The bill is a broader version of one that died in the House during last year’s lame-duck session. The new version strips the provision that would have prohibited community benefits agreements, but it was otherwise expanded to prohibit local governments from passing ordinances that would regulate wages, unpaid leave, scheduling, benefits, apprenticeships or training programs and more.

Minority Democrats and other opponents, including local government associations, say the bill is too broad and could have unintended consequences.

Democrats offered more than a dozen amendments that failed without a vote, proposing such changes as removing the prohibition on requiring training programs, removing language that would prevent setting local minimum wages and striking a section of the bill that prevents any local government regulation of “the relationship between an employer and its employees or potential employees if the regulation contains requirements exceeding those imposed by state or federal law.”

Democratic Rep. Jeremy Moss from Southfield said that provision is too broad and will create lawsuits that would be “a trial lawyer’s dream come true.”

Bill sponsor Rep. Earl Poleski, R-Jackson, said the bill is needed to create consistency and better promote economic development in the state. He pointed to the recent adoption of a $15-an-hour minimum wage in Los Angeles as an example of a movement that could affect Michigan’s business climate.

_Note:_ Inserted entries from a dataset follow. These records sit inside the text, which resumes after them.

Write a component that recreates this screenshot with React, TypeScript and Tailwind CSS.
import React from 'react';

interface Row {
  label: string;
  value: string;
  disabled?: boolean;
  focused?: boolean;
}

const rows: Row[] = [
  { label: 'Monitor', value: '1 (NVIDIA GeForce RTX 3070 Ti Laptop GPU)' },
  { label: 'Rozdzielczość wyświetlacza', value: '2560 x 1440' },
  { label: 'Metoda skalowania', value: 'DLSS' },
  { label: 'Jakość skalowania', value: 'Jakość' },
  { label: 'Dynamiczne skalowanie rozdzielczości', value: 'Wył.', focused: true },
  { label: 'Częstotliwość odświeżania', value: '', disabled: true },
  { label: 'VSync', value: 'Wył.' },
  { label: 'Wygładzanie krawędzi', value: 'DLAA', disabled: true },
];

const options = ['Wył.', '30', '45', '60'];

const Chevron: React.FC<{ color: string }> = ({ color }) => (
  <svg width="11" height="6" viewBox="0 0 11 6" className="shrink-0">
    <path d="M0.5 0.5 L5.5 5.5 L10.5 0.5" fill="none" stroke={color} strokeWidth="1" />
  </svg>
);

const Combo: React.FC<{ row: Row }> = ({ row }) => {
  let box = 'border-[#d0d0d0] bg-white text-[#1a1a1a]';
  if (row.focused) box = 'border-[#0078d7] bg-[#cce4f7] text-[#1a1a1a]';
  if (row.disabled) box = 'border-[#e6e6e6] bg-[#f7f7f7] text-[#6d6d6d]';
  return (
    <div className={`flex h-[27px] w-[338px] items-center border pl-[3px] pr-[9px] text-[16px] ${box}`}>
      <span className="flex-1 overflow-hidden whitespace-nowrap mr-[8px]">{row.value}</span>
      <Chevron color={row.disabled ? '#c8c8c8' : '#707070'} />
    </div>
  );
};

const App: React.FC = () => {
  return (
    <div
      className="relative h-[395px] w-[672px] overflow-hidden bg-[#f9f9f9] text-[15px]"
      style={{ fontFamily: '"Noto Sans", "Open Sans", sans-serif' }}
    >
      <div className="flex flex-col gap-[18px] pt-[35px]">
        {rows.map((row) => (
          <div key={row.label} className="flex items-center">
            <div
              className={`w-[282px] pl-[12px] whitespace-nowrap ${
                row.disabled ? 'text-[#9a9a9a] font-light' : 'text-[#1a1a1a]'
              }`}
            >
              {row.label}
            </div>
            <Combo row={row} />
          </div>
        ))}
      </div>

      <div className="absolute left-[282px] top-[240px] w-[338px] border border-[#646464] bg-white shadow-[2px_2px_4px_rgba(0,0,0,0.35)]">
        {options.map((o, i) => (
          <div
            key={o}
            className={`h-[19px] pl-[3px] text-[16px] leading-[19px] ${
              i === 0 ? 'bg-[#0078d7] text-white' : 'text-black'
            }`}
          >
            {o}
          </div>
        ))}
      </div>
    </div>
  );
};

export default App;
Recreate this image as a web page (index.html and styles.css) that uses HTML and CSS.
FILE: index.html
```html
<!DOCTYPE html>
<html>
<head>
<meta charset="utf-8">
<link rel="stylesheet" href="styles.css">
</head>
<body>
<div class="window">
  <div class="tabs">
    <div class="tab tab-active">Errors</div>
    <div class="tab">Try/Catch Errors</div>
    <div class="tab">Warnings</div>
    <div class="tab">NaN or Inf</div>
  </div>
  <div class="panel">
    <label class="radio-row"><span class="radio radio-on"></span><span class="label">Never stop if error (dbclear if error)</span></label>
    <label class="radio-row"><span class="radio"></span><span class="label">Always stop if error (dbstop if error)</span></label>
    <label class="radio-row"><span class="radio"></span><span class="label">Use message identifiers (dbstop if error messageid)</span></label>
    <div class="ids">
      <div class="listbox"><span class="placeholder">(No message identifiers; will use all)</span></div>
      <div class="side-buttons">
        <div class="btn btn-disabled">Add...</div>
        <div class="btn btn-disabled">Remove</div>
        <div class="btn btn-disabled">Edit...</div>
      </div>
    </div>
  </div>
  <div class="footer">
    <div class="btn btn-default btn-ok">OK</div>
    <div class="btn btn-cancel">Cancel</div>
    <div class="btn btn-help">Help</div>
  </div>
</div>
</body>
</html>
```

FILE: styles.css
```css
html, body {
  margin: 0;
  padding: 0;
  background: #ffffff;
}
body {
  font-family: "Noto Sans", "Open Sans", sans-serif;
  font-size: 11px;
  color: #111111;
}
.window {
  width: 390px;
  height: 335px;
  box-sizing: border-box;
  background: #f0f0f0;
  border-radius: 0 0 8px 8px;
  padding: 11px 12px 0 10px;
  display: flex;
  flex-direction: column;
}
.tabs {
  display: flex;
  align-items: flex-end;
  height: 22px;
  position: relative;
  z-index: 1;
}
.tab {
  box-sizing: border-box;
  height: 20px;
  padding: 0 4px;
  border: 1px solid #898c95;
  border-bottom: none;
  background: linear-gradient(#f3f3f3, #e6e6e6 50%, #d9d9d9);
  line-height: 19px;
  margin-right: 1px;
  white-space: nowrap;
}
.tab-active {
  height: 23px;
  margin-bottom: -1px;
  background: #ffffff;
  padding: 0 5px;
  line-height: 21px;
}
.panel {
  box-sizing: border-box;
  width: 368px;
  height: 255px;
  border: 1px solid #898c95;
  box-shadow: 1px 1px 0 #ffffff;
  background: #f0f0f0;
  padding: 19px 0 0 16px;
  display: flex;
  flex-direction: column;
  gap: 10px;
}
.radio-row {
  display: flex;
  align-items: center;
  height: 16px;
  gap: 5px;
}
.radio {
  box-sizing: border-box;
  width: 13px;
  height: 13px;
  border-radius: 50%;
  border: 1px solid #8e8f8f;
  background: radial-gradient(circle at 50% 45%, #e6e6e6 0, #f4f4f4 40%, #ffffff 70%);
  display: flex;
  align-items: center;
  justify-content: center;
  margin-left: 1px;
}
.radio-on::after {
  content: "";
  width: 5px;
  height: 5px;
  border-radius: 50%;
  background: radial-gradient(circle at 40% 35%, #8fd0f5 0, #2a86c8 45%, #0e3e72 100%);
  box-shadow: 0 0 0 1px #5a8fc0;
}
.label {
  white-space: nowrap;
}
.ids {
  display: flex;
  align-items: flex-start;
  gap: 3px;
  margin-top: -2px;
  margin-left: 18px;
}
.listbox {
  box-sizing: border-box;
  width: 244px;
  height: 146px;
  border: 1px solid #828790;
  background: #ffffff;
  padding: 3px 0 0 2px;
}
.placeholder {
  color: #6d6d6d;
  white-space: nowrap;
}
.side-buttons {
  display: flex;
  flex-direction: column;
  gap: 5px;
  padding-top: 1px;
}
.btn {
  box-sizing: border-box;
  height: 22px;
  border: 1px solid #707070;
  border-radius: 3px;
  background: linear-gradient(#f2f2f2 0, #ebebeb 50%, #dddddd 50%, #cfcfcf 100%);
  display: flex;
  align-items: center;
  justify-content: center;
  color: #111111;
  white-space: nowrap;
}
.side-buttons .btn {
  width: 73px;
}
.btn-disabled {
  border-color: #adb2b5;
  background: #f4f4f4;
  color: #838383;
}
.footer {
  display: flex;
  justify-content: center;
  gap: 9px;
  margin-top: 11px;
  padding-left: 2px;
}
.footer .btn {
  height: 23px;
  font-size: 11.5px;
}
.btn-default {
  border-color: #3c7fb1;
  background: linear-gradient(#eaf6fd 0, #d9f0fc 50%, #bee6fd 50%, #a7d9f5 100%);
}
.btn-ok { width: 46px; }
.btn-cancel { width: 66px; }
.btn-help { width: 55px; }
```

Groups supporting the bill echoed the need for statewide consistency in their testimony during committee hearings. Supporters include the Michigan Chamber of Commerce, Michigan Restaurant Association, Michigan Retailers Association, Small Business Association of Michigan and Michigan Manufacturers Association.

Groups opposing the bill include the Michigan branches of the UAW and AFL-CIO.

The bill passed the House 57-52, with several Republicans joining minority Democrats in voting against the bill.

The bill now goes to the Senate for consideration.